The god's birthday falls on the 23rd day of the 10th lunar month, though Wanhua residents traditionally celebrate the event one day earlier. On that day thousands of worshipers flock to the temple to mark the birthday, and statues of gods from other Wanhua-area temples arrive to help Chingshan Wang inspect his domain. The celebration includes a big parade by Chingshan Wang and 30 other gods borne along in sedan chairs, along with traditional Taiwanese folk music and folk arts performers, followed by devotees costumed as helpers of the various gods.

Households in the area light lanterns, decorate their doorways with red drapes, and set out tables laden with sacrificial offerings. As the parade passes, residents set off firecrackers to welcome the gods, and lavish feasts are held that night.
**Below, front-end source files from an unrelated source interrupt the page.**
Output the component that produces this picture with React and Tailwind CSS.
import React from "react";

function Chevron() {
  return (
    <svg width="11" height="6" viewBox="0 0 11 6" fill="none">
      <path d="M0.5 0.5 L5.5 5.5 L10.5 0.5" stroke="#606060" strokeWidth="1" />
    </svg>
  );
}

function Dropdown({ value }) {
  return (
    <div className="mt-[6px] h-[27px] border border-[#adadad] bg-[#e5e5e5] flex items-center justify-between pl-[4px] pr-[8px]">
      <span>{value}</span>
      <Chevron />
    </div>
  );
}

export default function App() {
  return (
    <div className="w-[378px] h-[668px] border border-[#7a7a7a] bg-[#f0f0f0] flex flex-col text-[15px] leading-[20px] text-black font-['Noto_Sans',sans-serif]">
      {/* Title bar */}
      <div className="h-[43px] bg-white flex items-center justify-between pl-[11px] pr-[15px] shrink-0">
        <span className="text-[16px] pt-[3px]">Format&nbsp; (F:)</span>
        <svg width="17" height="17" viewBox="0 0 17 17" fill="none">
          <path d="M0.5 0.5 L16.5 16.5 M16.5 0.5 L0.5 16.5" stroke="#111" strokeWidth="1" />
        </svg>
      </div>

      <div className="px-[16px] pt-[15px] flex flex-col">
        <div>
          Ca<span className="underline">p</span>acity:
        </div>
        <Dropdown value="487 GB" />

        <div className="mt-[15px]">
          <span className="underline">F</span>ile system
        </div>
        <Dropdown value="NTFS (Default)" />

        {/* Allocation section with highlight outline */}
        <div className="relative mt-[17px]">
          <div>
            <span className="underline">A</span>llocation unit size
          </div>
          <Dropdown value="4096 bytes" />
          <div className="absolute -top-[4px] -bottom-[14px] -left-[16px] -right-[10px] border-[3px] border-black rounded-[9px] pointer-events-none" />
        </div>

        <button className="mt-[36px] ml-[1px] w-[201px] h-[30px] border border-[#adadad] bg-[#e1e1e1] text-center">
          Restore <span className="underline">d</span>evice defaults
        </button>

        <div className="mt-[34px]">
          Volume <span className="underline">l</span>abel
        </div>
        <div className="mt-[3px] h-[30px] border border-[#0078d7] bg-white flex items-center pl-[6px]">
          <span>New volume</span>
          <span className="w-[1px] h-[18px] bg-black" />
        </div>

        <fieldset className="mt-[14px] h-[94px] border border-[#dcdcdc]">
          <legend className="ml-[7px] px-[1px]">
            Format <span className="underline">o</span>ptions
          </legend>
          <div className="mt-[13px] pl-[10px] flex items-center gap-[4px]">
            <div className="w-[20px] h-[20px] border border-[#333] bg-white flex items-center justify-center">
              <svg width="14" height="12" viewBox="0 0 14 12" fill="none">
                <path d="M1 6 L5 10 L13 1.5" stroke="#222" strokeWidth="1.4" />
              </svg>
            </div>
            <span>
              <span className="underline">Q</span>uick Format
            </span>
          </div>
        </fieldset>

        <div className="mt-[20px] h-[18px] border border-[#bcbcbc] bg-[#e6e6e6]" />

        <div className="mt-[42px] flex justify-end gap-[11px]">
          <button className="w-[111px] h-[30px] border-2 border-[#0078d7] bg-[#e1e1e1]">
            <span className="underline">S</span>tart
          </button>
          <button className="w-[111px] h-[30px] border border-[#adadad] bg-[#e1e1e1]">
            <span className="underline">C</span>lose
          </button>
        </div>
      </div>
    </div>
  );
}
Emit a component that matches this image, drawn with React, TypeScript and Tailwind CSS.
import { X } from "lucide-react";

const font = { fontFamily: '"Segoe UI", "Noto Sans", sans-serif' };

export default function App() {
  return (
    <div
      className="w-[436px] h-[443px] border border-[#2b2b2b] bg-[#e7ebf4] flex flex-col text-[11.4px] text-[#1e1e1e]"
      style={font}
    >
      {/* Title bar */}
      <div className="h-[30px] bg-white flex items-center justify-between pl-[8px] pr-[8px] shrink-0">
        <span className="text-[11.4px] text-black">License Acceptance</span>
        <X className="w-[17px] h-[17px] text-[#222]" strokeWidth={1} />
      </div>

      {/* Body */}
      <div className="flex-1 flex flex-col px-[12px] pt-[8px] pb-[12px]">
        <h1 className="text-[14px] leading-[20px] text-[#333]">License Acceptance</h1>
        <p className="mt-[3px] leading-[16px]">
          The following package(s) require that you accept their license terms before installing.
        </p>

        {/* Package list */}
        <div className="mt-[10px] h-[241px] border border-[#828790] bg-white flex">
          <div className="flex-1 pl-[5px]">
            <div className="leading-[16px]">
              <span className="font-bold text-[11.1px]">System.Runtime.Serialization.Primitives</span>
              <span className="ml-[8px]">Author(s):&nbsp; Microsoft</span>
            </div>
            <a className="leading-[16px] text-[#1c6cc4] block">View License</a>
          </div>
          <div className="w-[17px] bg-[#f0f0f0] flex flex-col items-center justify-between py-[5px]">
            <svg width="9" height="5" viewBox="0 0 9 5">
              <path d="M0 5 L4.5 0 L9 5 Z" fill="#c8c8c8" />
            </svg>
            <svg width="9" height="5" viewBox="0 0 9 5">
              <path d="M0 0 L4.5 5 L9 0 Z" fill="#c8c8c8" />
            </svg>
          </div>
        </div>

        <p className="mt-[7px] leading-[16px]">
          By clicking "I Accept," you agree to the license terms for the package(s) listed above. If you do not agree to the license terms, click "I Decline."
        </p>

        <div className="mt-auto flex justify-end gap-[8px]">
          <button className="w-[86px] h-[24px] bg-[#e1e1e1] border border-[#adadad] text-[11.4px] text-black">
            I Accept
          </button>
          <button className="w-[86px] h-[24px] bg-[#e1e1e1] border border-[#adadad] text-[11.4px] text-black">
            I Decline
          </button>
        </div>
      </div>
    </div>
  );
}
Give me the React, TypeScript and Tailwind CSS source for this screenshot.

The Chingshan Wan Temple is at 218 Kuei Yang St, Sec. 2, Taipei.

  • Burning of the Wang Yeh Boats: A bizarre ceremony is held once every three years in Taiwan, when worshipers place food, images of deities, and other offerings on a huge, lavishly decorated boat resting atop a small mountain of paper "ghost money." At the auspicious hour, they set it on fire. The ceremony has its roots in ancient Chinese history, and is done to appease the gods of pestilence (Wang Yeh). One of the biggest ceremonies is held in Tungkang, Pingtung county, in southern Taiwan. The ceremony is held every three years (next in 2000, then 2003 and 2006).

  • Colourful Aboriginal Festivals: One of Taiwan's most interesting attractions for tourists is the island's aborigine culture. The island has nine tribes: Ami, Atayal, Bunun, Paiwan, Puyuma, Rukai, Saisiat, Tsou, and Yami. Generally speaking, the aboriginal tribes still retain a lot of their primitive culture. Vestiges of this culture can be seen every day in commercial tourist areas, such as Wulai near Taipei, the Formosan Aborigine Cultural Village near Sun Moon Lake, and the Taiwan Aborigine Cultural Park in Pingtung county.